Working through the problems
Shares in this advertising and marketing conglomerate have fallen around 50% over the past two years as investors have grown wary about the group’s prospects. City brokers also seem to have an overwhelmingly negative opinion of the company. At the time of writing, of the 27 brokers who currently cover the stock, only five (or 14%) give it a ‘buy’ rating.
After earnings declined by a quarter in 2018, analysts are expecting the group’s profits to contract further this year as it struggles to compete against online marketing oligopoly Facebook and Google.

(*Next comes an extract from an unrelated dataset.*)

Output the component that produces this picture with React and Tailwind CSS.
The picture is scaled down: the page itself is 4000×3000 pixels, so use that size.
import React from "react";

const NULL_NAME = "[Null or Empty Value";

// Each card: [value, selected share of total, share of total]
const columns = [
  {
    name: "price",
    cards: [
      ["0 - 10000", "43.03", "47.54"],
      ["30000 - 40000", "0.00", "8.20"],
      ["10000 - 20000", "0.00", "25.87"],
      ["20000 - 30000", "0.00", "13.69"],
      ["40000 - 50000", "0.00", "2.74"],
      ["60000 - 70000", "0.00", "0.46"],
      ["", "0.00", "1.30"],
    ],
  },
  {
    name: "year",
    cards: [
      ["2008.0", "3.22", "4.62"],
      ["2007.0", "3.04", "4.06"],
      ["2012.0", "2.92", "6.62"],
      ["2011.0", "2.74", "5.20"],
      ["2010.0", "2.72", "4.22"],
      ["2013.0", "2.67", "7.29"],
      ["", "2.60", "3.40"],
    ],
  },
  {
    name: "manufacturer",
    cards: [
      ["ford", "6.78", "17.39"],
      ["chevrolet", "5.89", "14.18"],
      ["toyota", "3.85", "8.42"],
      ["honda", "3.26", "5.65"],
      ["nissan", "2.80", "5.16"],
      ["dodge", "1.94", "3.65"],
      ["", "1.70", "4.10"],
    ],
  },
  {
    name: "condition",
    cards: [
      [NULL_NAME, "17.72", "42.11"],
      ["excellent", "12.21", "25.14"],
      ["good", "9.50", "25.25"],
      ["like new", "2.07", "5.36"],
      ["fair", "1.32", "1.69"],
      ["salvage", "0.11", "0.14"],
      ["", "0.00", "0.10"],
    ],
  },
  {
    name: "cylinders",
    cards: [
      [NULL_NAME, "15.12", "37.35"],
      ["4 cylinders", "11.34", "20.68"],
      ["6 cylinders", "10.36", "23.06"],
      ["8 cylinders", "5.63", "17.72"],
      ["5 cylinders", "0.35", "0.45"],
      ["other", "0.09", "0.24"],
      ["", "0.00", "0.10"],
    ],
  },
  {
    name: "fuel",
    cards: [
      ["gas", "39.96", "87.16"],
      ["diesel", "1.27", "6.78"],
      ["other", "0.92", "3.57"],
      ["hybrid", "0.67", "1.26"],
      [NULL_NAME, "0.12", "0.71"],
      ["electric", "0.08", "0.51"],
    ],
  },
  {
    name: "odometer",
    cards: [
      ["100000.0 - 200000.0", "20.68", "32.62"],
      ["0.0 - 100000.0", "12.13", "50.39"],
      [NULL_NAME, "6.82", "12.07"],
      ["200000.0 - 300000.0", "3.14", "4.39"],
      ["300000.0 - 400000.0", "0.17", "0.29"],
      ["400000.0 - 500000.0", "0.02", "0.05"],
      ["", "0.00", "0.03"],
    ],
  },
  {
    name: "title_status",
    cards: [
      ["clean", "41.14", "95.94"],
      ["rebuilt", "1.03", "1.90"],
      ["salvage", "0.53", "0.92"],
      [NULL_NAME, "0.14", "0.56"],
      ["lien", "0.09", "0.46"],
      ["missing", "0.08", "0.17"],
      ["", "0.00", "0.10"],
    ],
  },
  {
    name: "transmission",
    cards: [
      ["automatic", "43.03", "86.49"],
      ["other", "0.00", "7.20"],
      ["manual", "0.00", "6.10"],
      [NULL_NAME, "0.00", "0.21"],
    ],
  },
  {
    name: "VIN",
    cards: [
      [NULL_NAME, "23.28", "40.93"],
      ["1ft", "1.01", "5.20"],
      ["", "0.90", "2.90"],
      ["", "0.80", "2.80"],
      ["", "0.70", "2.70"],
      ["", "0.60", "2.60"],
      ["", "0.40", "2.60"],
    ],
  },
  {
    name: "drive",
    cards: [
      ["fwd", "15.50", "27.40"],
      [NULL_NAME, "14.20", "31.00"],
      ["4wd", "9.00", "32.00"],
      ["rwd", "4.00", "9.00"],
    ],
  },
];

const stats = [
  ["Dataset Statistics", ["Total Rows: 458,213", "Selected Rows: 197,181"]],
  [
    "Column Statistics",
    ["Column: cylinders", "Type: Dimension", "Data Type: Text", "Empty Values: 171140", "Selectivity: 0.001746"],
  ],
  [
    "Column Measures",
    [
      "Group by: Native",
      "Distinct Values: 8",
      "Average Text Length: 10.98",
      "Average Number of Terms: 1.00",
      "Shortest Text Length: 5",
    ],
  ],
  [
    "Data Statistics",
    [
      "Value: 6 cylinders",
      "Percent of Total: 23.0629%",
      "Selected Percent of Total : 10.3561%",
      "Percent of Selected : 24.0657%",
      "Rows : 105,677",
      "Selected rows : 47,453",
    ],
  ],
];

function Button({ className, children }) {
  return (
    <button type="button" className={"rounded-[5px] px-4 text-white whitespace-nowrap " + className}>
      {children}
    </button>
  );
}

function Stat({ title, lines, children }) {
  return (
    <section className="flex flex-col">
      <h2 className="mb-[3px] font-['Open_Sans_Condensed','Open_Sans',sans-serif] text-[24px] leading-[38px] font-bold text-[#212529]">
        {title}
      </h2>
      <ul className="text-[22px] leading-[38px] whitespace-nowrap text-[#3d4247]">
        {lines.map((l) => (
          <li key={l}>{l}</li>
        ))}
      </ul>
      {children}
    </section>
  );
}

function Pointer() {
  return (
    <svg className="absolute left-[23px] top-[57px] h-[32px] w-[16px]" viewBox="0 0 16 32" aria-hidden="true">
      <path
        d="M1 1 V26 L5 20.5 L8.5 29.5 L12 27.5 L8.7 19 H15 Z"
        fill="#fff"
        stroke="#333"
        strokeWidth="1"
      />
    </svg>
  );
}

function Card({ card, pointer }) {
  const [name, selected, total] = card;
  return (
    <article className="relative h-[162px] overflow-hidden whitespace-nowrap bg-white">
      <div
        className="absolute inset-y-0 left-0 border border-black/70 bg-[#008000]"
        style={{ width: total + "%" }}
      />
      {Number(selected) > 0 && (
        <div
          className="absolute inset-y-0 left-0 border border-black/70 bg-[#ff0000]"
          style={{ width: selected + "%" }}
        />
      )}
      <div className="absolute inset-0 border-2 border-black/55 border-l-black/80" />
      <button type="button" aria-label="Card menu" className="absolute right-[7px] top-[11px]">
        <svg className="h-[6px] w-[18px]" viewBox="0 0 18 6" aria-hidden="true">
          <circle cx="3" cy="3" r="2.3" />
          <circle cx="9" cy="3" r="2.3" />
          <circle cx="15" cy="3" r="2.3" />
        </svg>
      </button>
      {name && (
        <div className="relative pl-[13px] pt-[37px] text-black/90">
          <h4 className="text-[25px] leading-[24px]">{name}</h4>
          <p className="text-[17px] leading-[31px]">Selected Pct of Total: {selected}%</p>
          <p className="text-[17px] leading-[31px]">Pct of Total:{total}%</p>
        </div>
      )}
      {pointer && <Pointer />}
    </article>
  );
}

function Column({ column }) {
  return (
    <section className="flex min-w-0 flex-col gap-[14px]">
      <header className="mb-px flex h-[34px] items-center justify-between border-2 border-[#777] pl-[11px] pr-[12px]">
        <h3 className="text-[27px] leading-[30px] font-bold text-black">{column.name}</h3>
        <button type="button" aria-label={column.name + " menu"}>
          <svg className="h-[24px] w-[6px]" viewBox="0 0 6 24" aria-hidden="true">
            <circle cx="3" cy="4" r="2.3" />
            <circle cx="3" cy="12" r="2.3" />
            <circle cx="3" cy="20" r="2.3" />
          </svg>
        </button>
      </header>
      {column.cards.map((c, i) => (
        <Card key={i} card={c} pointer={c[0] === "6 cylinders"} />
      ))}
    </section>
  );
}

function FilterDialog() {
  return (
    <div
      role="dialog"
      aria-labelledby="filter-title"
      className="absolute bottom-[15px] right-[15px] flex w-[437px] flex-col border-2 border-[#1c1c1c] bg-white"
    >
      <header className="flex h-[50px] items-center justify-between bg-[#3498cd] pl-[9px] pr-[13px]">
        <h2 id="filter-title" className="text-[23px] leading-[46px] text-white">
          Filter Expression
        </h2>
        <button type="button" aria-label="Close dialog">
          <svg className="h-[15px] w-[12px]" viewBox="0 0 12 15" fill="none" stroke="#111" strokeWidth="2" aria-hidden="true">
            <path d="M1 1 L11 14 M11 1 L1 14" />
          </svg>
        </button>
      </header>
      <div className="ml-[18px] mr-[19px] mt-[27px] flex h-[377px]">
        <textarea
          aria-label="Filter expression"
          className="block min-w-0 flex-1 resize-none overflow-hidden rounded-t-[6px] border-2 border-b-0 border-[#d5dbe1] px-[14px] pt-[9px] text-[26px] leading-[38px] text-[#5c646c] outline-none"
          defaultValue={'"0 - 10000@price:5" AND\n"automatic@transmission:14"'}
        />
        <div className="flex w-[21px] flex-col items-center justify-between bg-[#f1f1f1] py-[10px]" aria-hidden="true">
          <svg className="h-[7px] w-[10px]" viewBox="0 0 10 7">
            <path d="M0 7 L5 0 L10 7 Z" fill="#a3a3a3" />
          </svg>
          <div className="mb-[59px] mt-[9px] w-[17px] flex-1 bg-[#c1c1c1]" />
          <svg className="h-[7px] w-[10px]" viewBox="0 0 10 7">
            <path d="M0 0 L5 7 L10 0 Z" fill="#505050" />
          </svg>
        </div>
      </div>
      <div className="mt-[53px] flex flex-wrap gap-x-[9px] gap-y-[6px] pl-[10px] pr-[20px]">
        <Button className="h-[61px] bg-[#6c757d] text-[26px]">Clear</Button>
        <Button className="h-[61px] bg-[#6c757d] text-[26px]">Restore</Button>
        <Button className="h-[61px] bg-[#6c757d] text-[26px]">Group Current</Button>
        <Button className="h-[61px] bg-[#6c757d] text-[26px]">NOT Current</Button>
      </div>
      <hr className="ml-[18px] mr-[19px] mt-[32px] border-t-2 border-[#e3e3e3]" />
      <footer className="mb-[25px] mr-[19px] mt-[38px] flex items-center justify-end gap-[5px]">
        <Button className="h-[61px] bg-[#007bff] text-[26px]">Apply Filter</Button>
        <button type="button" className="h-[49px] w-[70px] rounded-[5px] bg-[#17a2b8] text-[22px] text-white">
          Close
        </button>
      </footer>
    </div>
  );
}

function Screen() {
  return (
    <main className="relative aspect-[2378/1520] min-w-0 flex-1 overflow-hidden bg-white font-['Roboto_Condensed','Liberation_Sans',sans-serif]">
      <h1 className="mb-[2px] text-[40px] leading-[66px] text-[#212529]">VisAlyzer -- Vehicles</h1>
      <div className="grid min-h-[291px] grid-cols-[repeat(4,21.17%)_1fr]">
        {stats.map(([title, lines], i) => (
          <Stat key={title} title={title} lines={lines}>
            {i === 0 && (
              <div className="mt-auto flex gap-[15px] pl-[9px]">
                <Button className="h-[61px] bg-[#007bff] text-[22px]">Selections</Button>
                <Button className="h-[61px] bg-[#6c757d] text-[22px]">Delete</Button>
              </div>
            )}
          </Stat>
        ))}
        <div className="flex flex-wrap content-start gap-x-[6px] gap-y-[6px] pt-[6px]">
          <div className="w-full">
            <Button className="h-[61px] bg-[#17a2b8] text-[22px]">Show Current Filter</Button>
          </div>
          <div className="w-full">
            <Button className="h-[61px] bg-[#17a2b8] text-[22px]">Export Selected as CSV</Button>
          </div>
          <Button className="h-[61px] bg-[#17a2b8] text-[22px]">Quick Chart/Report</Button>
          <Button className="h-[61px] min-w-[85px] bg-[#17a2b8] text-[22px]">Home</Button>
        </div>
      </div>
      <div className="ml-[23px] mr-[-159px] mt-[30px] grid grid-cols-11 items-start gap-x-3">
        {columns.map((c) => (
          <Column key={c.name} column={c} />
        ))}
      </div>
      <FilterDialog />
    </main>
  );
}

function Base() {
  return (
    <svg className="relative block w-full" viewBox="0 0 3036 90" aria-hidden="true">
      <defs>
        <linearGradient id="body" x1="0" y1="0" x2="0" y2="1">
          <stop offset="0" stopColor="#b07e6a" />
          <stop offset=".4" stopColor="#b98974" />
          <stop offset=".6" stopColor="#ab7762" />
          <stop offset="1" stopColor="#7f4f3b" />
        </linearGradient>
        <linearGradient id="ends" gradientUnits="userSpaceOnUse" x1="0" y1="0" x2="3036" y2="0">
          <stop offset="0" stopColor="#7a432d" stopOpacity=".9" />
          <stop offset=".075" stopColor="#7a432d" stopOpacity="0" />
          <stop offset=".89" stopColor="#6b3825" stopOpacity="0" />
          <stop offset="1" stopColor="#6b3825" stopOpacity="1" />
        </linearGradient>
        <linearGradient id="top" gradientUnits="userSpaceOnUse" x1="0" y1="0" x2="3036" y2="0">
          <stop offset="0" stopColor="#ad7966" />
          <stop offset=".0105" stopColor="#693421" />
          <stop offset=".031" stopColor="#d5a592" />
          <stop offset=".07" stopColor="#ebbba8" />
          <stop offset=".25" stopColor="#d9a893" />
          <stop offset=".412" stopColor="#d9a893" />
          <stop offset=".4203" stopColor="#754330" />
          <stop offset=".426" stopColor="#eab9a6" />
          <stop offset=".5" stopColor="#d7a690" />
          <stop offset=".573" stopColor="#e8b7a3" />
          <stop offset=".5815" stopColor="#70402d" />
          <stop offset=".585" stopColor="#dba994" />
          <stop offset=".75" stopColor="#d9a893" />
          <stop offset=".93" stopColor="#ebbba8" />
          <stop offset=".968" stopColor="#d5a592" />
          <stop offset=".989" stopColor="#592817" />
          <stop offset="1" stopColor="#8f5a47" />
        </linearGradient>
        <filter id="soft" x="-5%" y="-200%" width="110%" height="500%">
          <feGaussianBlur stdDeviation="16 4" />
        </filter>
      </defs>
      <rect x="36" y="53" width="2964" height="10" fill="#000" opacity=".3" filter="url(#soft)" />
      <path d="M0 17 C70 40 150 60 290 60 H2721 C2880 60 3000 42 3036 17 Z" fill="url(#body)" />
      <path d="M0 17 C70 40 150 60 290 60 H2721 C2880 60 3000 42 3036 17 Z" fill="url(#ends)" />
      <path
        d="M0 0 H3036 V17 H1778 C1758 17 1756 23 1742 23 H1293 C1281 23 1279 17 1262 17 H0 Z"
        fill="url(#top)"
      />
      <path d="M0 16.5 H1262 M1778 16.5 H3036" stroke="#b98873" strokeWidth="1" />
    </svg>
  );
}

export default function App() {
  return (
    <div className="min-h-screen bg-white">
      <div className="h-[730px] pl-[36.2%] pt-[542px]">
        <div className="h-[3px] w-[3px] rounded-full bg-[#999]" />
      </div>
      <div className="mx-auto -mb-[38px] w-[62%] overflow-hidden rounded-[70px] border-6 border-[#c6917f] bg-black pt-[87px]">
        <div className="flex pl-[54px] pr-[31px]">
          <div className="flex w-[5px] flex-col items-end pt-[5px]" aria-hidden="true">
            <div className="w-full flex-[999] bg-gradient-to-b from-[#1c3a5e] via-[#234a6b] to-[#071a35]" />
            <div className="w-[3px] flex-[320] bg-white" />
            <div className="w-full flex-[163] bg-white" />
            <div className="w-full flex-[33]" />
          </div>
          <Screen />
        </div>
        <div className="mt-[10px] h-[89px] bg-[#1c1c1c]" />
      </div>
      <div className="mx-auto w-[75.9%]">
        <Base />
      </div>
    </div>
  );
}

However, management is taking action to try and stabilise the business, including selling off non-core businesses and minority ownership stakes in other marketing agencies. For example, it recently sold its stake in post-production company The Farm, as well as Chime. The City also expects WPP will announce the long-awaited sale of its Kantar unit in the next few weeks. Analysts believe this business could be worth as much as $4bn.
These transactions tell me that while WPP’s earnings might be falling, the company’s financial position is only improving. That’s good news for the firm’s dividend prospects.
Analysts believe the business will distribute 60p per share to investors this year, giving a dividend yield of 5.9% on the current share price. Even after factoring in the decline in earnings, this distribution will be covered 1.7 times by earnings per share. A possible $4bn cash infusion implies there might be special dividends on the horizon for investors as well.
International cash generation
Another blue-chip income stock I think could be a good substitute for a Cash ISA is mining and commodity trading giant Glencore (LSE: GLEN).
There are two main reasons why I believe Glencore is one of the most attractive income stocks in the FTSE 100. First of all, the group’s managers and employees own a significant number of the company’s outstanding shares, which implies they are highly incentivised to return as much cash as possible to shareholders.
And secondly, Glencore is one of the world’s largest integrated producers and marketers of commodities making it a relatively essential part of the global economy. As the global economy continues to expand, the group’s earnings in cash generation should continue to grow as well.
City analysts expect the firm to generate as much as $4.6bn of net profit this year and $5.5bn in 2020, most of which will be returned to shareholders if past trends are anything to go by. Indeed, last year, the company returned all of its net profit of $3.4bn and more to shareholders (buybacks and dividends for the year totalled around $5bn).
Considering its history of returning cash to investors and a 5.5% dividend yield, I think this stock is certainly worth tucking away in your income portfolio.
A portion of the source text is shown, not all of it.